Repeat, exactly and in full, the lines of the listing below, but without any pictures.

....................

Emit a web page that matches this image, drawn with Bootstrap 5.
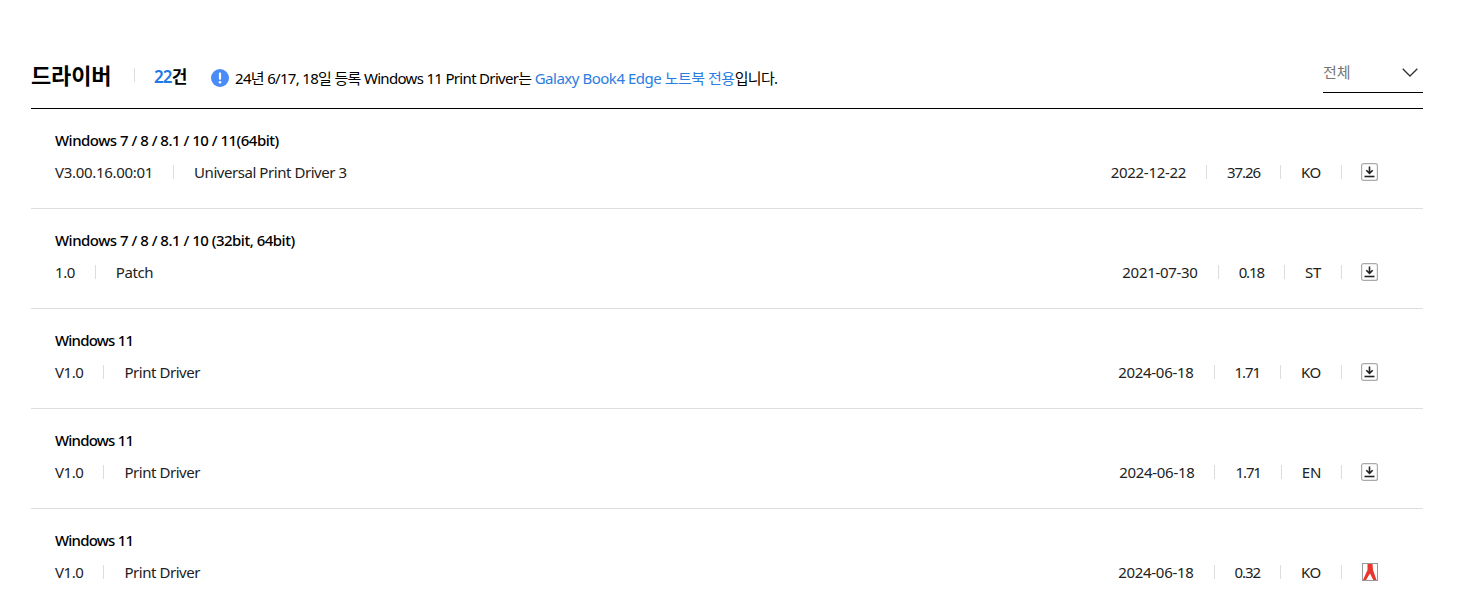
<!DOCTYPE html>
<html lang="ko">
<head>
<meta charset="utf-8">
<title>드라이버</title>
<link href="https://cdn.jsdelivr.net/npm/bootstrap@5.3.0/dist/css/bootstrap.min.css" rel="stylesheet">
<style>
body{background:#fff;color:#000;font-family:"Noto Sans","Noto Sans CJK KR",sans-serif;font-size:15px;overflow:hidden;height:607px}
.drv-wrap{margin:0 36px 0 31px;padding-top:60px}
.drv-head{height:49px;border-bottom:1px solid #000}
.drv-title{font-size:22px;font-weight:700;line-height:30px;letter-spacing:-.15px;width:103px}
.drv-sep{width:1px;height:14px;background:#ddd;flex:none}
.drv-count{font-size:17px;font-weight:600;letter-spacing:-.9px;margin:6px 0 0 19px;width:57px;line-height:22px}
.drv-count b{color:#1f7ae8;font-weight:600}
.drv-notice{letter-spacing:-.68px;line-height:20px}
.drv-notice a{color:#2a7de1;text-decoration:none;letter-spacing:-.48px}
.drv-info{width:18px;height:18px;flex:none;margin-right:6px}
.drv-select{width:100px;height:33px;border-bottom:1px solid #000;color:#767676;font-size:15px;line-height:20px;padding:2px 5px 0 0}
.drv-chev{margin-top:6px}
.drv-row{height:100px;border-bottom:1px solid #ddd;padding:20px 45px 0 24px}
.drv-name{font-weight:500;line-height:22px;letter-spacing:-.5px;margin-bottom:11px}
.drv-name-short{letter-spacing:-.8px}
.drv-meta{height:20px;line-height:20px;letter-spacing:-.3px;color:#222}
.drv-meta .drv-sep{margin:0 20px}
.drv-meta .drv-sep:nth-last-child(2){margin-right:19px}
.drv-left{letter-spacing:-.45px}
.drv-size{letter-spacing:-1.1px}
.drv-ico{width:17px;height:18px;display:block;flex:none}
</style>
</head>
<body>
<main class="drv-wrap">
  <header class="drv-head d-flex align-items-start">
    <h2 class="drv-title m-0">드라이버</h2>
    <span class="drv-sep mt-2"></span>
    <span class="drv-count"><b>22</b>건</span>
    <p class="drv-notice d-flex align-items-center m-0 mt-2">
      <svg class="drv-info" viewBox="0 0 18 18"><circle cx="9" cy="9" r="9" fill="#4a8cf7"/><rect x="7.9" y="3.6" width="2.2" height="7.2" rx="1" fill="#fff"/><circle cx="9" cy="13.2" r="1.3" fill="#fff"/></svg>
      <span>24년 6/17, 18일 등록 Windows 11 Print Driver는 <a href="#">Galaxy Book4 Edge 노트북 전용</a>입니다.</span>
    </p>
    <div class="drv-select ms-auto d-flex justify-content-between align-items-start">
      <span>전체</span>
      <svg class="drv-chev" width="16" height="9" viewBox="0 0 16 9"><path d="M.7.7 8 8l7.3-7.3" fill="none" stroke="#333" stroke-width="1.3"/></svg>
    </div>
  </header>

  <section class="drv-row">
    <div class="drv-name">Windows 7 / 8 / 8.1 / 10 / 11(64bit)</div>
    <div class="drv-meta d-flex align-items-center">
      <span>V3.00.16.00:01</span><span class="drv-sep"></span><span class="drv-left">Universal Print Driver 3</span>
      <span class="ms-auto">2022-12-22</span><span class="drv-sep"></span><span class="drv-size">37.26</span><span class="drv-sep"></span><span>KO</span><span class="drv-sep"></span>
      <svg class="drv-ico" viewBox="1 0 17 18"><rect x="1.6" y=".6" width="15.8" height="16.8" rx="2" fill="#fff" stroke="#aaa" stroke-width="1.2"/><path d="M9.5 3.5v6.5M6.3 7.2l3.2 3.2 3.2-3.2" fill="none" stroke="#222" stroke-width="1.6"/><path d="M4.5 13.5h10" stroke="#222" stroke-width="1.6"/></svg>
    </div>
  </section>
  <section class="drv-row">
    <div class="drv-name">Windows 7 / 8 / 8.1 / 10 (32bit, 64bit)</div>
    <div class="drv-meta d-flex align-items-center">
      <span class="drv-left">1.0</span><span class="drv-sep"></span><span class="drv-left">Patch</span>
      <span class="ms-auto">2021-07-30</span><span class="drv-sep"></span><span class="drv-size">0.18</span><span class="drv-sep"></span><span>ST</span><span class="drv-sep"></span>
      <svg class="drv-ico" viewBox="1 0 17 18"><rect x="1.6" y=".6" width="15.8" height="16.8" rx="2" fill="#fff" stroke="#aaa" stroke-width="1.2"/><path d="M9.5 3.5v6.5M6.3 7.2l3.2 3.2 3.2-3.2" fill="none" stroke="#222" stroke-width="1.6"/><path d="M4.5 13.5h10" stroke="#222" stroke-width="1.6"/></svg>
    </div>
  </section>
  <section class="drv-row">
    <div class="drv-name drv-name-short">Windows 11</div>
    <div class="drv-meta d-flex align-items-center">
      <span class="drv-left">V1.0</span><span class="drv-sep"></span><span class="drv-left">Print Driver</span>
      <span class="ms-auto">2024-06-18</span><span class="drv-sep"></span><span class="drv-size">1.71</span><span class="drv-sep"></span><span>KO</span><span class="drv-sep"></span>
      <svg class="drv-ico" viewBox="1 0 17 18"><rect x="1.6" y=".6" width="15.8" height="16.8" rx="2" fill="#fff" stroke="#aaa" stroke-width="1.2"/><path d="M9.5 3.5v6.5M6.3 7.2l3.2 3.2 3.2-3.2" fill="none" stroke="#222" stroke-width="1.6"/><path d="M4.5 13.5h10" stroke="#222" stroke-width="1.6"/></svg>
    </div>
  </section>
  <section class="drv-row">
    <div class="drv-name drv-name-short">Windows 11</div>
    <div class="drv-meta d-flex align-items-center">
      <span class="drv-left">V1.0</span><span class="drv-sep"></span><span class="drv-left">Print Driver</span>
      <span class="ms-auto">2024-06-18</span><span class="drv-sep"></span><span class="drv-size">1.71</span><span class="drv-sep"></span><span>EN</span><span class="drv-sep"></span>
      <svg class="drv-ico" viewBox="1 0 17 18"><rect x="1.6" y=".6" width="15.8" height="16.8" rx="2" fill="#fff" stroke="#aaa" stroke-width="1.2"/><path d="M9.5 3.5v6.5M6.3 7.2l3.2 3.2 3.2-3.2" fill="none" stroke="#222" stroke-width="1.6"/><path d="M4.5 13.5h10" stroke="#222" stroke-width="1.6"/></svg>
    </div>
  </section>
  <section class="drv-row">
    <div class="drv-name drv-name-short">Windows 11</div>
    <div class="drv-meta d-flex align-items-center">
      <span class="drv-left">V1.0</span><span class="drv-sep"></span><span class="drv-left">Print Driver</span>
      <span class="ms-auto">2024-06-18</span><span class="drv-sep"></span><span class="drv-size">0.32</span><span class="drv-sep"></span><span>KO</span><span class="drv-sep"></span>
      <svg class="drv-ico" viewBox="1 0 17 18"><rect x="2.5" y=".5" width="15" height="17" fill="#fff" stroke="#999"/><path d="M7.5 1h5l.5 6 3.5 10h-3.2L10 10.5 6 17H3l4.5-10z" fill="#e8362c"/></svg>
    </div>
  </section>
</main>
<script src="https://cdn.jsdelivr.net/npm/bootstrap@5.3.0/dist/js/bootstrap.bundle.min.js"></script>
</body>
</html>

....................

== RESPONSE TO THE TASK ==
Emit a web page that matches this image, drawn with Bootstrap 5.
<!DOCTYPE html>
<html lang="ko">
<head>
<meta charset="utf-8">
<title>드라이버</title>
<link href="https://cdn.jsdelivr.net/npm/bootstrap@5.3.0/dist/css/bootstrap.min.css" rel="stylesheet">
<style>
body{background:#fff;color:#000;font-family:"Noto Sans","Noto Sans CJK KR",sans-serif;font-size:15px;overflow:hidden;height:607px}
.drv-wrap{margin:0 36px 0 31px;padding-top:60px}
.drv-head{height:49px;border-bottom:1px solid #000}
.drv-title{font-size:22px;font-weight:700;line-height:30px;letter-spacing:-.15px;width:103px}
.drv-sep{width:1px;height:14px;background:#ddd;flex:none}
.drv-count{font-size:17px;font-weight:600;letter-spacing:-.9px;margin:6px 0 0 19px;width:57px;line-height:22px}
.drv-count b{color:#1f7ae8;font-weight:600}
.drv-notice{letter-spacing:-.68px;line-height:20px}
.drv-notice a{color:#2a7de1;text-decoration:none;letter-spacing:-.48px}
.drv-info{width:18px;height:18px;flex:none;margin-right:6px}
.drv-select{width:100px;height:33px;border-bottom:1px solid #000;color:#767676;font-size:15px;line-height:20px;padding:2px 5px 0 0}
.drv-chev{margin-top:6px}
.drv-row{height:100px;border-bottom:1px solid #ddd;padding:20px 45px 0 24px}
.drv-name{font-weight:500;line-height:22px;letter-spacing:-.5px;margin-bottom:11px}
.drv-name-short{letter-spacing:-.8px}
.drv-meta{height:20px;line-height:20px;letter-spacing:-.3px;color:#222}
.drv-meta .drv-sep{margin:0 20px}
.drv-meta .drv-sep:nth-last-child(2){margin-right:19px}
.drv-left{letter-spacing:-.45px}
.drv-size{letter-spacing:-1.1px}
.drv-ico{width:17px;height:18px;display:block;flex:none}
</style>
</head>
<body>
<main class="drv-wrap">
  <header class="drv-head d-flex align-items-start">
    <h2 class="drv-title m-0">드라이버</h2>
    <span class="drv-sep mt-2"></span>
    <span class="drv-count"><b>22</b>건</span>
    <p class="drv-notice d-flex align-items-center m-0 mt-2">
      <svg class="drv-info" viewBox="0 0 18 18"><circle cx="9" cy="9" r="9" fill="#4a8cf7"/><rect x="7.9" y="3.6" width="2.2" height="7.2" rx="1" fill="#fff"/><circle cx="9" cy="13.2" r="1.3" fill="#fff"/></svg>
      <span>24년 6/17, 18일 등록 Windows 11 Print Driver는 <a href="#">Galaxy Book4 Edge 노트북 전용</a>입니다.</span>
    </p>
    <div class="drv-select ms-auto d-flex justify-content-between align-items-start">
      <span>전체</span>
      <svg class="drv-chev" width="16" height="9" viewBox="0 0 16 9"><path d="M.7.7 8 8l7.3-7.3" fill="none" stroke="#333" stroke-width="1.3"/></svg>
    </div>
  </header>

  <section class="drv-row">
    <div class="drv-name">Windows 7 / 8 / 8.1 / 10 / 11(64bit)</div>
    <div class="drv-meta d-flex align-items-center">
      <span>V3.00.16.00:01</span><span class="drv-sep"></span><span class="drv-left">Universal Print Driver 3</span>
      <span class="ms-auto">2022-12-22</span><span class="drv-sep"></span><span class="drv-size">37.26</span><span class="drv-sep"></span><span>KO</span><span class="drv-sep"></span>
      <svg class="drv-ico" viewBox="1 0 17 18"><rect x="1.6" y=".6" width="15.8" height="16.8" rx="2" fill="#fff" stroke="#aaa" stroke-width="1.2"/><path d="M9.5 3.5v6.5M6.3 7.2l3.2 3.2 3.2-3.2" fill="none" stroke="#222" stroke-width="1.6"/><path d="M4.5 13.5h10" stroke="#222" stroke-width="1.6"/></svg>
    </div>
  </section>
  <section class="drv-row">
    <div class="drv-name">Windows 7 / 8 / 8.1 / 10 (32bit, 64bit)</div>
    <div class="drv-meta d-flex align-items-center">
      <span class="drv-left">1.0</span><span class="drv-sep"></span><span class="drv-left">Patch</span>
      <span class="ms-auto">2021-07-30</span><span class="drv-sep"></span><span class="drv-size">0.18</span><span class="drv-sep"></span><span>ST</span><span class="drv-sep"></span>
      <svg class="drv-ico" viewBox="1 0 17 18"><rect x="1.6" y=".6" width="15.8" height="16.8" rx="2" fill="#fff" stroke="#aaa" stroke-width="1.2"/><path d="M9.5 3.5v6.5M6.3 7.2l3.2 3.2 3.2-3.2" fill="none" stroke="#222" stroke-width="1.6"/><path d="M4.5 13.5h10" stroke="#222" stroke-width="1.6"/></svg>
    </div>
  </section>
  <section class="drv-row">
    <div class="drv-name drv-name-short">Windows 11</div>
    <div class="drv-meta d-flex align-items-center">
      <span class="drv-left">V1.0</span><span class="drv-sep"></span><span class="drv-left">Print Driver</span>
      <span class="ms-auto">2024-06-18</span><span class="drv-sep"></span><span class="drv-size">1.71</span><span class="drv-sep"></span><span>KO</span><span class="drv-sep"></span>
      <svg class="drv-ico" viewBox="1 0 17 18"><rect x="1.6" y=".6" width="15.8" height="16.8" rx="2" fill="#fff" stroke="#aaa" stroke-width="1.2"/><path d="M9.5 3.5v6.5M6.3 7.2l3.2 3.2 3.2-3.2" fill="none" stroke="#222" stroke-width="1.6"/><path d="M4.5 13.5h10" stroke="#222" stroke-width="1.6"/></svg>
    </div>
  </section>
  <section class="drv-row">
    <div class="drv-name drv-name-short">Windows 11</div>
    <div class="drv-meta d-flex align-items-center">
      <span class="drv-left">V1.0</span><span class="drv-sep"></span><span class="drv-left">Print Driver</span>
      <span class="ms-auto">2024-06-18</span><span class="drv-sep"></span><span class="drv-size">1.71</span><span class="drv-sep"></span><span>EN</span><span class="drv-sep"></span>
      <svg class="drv-ico" viewBox="1 0 17 18"><rect x="1.6" y=".6" width="15.8" height="16.8" rx="2" fill="#fff" stroke="#aaa" stroke-width="1.2"/><path d="M9.5 3.5v6.5M6.3 7.2l3.2 3.2 3.2-3.2" fill="none" stroke="#222" stroke-width="1.6"/><path d="M4.5 13.5h10" stroke="#222" stroke-width="1.6"/></svg>
    </div>
  </section>
  <section class="drv-row">
    <div class="drv-name drv-name-short">Windows 11</div>
    <div class="drv-meta d-flex align-items-center">
      <span class="drv-left">V1.0</span><span class="drv-sep"></span><span class="drv-left">Print Driver</span>
      <span class="ms-auto">2024-06-18</span><span class="drv-sep"></span><span class="drv-size">0.32</span><span class="drv-sep"></span><span>KO</span><span class="drv-sep"></span>
      <svg class="drv-ico" viewBox="1 0 17 18"><rect x="2.5" y=".5" width="15" height="17" fill="#fff" stroke="#999"/><path d="M7.5 1h5l.5 6 3.5 10h-3.2L10 10.5 6 17H3l4.5-10z" fill="#e8362c"/></svg>
    </div>
  </section>
</main>
<script src="https://cdn.jsdelivr.net/npm/bootstrap@5.3.0/dist/js/bootstrap.bundle.min.js"></script>
</body>
</html>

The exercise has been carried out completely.